Task goal |
Using the listing below, copy every line that mentions "page".

** START Input **

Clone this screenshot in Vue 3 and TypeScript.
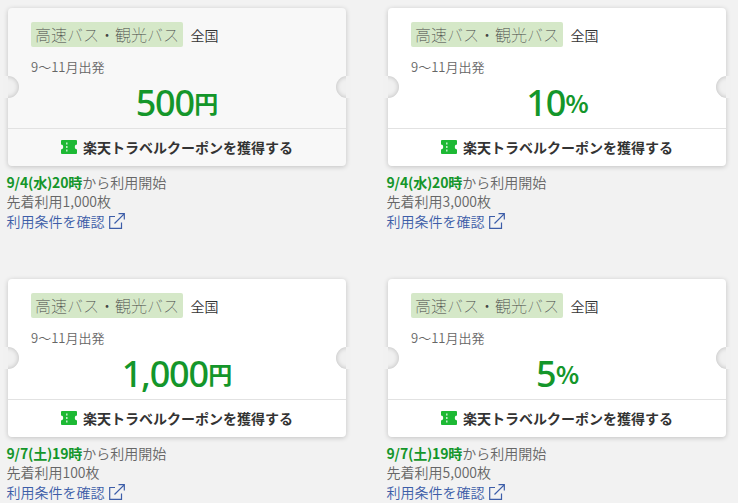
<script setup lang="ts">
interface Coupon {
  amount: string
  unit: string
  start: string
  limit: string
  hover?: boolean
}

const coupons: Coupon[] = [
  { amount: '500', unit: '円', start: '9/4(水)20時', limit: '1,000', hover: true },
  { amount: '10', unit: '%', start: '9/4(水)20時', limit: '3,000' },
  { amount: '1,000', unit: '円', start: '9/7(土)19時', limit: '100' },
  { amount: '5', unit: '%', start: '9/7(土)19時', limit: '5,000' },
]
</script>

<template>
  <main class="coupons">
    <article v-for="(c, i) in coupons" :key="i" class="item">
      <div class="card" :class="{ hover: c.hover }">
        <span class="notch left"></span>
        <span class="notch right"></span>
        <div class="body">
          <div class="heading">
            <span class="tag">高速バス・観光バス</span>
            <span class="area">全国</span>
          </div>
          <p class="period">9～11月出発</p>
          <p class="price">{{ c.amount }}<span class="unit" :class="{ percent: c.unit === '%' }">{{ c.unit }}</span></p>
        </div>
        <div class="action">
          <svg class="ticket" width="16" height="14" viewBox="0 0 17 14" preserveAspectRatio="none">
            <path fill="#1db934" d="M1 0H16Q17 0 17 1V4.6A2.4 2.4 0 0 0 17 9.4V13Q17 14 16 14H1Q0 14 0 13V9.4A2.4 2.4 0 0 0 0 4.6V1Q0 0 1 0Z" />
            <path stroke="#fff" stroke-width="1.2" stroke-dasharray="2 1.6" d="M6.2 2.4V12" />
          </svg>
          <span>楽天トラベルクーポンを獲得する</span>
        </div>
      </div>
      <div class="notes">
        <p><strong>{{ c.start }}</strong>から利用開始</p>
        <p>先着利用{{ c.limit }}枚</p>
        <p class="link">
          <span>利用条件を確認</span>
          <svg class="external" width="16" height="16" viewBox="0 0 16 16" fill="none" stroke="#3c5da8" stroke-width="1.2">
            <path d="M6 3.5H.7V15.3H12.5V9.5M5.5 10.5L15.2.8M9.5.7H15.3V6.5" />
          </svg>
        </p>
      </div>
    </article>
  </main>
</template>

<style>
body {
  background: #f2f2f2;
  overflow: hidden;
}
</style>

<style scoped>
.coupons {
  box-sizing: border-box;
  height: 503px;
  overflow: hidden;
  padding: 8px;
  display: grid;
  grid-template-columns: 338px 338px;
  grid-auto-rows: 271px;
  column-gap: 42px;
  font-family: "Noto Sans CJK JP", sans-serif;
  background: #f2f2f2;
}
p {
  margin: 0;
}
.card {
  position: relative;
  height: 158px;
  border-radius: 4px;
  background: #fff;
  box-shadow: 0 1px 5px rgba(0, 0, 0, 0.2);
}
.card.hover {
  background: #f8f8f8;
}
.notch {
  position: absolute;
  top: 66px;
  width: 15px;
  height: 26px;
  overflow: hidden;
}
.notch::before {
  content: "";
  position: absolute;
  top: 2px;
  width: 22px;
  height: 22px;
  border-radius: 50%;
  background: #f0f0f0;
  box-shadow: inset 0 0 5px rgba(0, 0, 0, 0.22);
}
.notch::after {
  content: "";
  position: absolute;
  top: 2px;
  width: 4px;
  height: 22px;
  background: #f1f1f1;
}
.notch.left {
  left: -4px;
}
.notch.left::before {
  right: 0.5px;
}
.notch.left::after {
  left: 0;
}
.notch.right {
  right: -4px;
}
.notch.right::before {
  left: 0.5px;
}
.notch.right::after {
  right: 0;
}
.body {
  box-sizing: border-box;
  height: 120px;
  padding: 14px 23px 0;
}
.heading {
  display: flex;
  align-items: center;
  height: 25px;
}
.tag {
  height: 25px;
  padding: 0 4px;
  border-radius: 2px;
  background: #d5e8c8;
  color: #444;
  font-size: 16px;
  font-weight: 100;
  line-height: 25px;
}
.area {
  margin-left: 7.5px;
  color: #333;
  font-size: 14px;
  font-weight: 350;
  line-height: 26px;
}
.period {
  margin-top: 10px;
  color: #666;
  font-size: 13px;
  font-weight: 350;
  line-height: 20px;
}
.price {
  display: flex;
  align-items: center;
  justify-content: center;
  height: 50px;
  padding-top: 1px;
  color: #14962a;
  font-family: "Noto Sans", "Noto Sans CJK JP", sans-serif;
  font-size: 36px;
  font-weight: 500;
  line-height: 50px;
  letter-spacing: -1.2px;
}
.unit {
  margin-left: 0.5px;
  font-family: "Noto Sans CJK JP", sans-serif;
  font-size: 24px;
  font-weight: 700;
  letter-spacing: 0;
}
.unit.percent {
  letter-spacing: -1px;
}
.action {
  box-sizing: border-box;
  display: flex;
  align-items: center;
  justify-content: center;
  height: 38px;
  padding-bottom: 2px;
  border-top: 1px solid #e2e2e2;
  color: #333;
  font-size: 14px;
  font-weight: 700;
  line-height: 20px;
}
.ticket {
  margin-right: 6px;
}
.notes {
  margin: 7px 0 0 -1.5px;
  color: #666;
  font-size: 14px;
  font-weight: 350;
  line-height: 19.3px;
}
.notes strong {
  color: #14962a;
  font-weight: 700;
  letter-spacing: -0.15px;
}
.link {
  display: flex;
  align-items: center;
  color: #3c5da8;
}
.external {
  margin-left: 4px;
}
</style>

** END Input **
** START Input **

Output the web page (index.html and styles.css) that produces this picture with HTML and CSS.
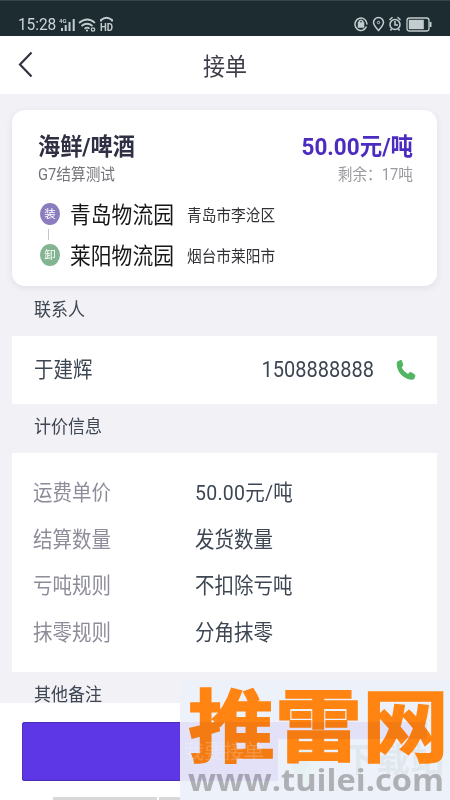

** END Input **
** START Input **

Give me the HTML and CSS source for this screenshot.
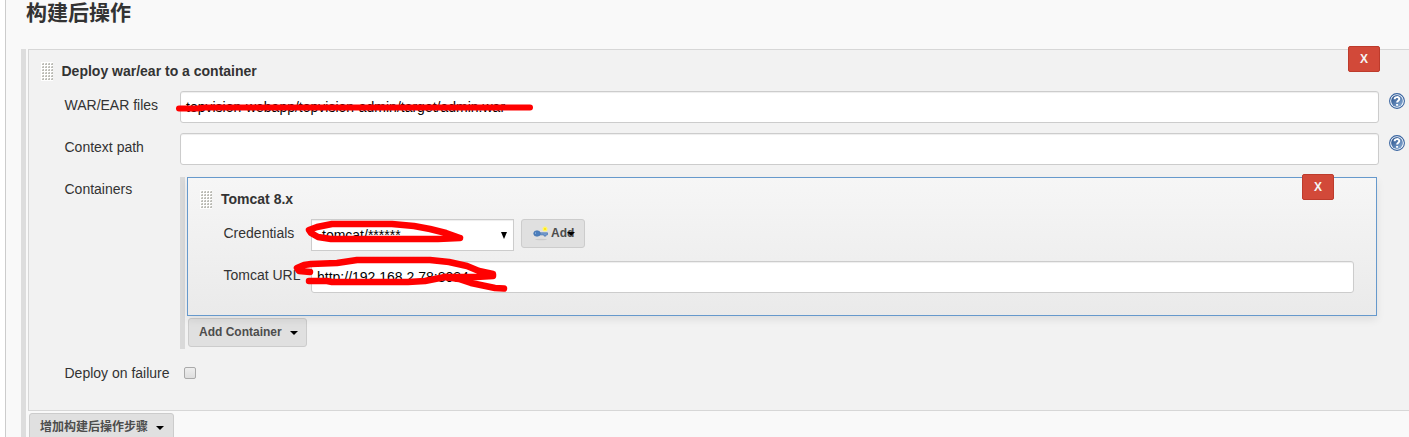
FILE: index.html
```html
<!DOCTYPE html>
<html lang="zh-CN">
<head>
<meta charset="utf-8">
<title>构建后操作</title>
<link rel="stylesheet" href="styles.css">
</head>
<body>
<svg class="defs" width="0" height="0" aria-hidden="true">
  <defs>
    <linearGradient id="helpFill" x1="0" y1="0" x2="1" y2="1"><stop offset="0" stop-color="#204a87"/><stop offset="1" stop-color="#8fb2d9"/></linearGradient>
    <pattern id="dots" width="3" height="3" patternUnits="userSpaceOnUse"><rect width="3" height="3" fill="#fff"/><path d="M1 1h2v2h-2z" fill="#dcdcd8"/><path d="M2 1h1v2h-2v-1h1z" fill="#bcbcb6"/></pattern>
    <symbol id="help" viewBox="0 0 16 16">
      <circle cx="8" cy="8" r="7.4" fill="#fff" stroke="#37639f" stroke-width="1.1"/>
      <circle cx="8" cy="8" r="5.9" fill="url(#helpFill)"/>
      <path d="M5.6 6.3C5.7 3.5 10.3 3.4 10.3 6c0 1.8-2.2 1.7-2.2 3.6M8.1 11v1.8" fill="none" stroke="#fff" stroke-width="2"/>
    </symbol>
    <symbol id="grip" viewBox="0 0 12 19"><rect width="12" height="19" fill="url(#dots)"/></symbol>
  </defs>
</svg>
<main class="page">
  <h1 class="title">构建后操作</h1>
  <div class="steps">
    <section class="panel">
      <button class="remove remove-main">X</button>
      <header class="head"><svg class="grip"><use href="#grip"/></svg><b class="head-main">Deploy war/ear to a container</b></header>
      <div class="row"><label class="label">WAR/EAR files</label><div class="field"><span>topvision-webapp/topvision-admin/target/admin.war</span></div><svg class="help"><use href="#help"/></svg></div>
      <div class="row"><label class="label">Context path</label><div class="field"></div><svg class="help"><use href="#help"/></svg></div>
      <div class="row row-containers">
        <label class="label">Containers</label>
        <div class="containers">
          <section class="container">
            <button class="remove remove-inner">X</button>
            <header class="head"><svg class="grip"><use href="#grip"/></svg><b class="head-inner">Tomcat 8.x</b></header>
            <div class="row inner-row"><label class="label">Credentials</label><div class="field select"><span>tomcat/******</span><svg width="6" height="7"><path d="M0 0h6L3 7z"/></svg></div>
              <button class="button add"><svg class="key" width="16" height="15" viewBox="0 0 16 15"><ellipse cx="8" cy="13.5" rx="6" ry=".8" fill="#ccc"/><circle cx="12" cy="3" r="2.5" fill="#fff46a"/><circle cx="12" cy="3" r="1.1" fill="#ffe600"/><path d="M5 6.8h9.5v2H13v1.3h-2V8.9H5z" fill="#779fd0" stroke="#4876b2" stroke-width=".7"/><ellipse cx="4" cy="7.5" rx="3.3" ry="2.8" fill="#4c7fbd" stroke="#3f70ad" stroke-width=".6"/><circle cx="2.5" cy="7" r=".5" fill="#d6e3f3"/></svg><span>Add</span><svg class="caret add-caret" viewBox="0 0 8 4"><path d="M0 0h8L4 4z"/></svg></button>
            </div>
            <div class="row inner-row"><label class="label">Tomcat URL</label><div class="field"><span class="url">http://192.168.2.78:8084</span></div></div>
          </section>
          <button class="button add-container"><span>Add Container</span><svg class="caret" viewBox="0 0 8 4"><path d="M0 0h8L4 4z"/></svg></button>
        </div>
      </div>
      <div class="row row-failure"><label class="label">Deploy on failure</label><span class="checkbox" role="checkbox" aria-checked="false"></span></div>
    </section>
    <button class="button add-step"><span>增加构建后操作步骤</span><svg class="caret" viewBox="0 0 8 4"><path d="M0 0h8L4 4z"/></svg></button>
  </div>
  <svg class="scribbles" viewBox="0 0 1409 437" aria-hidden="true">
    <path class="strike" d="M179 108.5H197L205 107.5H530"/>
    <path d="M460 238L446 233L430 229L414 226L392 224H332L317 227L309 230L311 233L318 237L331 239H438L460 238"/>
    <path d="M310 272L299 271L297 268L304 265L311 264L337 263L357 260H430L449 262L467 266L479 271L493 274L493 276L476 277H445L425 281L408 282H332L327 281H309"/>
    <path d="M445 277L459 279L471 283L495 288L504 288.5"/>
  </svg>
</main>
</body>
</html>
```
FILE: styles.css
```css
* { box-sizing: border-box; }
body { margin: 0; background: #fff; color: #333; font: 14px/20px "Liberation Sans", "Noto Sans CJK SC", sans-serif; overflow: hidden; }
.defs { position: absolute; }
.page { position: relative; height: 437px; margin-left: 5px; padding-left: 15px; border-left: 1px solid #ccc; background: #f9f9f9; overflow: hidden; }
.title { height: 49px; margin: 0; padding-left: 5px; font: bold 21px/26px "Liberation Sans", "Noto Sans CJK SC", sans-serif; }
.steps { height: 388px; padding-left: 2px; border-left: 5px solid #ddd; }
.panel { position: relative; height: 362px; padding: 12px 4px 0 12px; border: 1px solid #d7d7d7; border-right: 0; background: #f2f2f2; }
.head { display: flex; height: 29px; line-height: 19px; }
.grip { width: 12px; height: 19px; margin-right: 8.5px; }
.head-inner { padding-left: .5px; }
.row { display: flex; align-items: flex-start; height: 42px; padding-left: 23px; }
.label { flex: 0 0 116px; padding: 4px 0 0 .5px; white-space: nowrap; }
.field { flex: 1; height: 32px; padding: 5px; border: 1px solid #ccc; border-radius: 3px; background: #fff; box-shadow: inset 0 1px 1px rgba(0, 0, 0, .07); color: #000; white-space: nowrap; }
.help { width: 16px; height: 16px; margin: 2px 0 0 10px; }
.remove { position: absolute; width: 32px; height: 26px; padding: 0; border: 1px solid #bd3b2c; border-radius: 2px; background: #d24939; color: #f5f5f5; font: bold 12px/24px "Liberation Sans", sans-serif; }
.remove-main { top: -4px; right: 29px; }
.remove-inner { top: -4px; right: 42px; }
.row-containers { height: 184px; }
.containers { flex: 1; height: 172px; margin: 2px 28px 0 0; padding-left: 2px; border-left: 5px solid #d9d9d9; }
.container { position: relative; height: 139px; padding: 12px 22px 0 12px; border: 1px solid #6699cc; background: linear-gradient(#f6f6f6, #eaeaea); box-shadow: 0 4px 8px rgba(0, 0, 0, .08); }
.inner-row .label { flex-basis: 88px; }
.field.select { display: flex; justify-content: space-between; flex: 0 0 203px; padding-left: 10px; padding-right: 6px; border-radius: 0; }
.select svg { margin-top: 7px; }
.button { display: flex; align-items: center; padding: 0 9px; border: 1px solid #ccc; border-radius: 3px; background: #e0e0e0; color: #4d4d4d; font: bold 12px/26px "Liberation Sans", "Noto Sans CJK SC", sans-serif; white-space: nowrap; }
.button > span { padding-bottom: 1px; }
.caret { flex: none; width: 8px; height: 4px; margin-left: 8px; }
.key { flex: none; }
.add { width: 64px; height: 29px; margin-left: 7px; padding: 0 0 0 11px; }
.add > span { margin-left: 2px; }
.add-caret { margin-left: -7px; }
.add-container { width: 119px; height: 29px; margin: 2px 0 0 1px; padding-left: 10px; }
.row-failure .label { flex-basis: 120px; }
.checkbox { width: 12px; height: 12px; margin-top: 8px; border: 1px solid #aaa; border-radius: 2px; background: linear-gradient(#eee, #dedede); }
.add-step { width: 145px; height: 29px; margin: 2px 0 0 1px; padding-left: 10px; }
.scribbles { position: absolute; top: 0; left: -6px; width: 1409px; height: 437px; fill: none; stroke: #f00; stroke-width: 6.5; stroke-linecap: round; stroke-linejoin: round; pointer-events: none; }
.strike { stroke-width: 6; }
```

** END Input **

Finished answer |
Output the web page (index.html and styles.css) that produces this picture with HTML and CSS.
<main class="page">
.page { position: relative; height: 437px; margin-left: 5px; padding-left: 15px; border-left: 1px solid #ccc; background: #f9f9f9; overflow: hidden; }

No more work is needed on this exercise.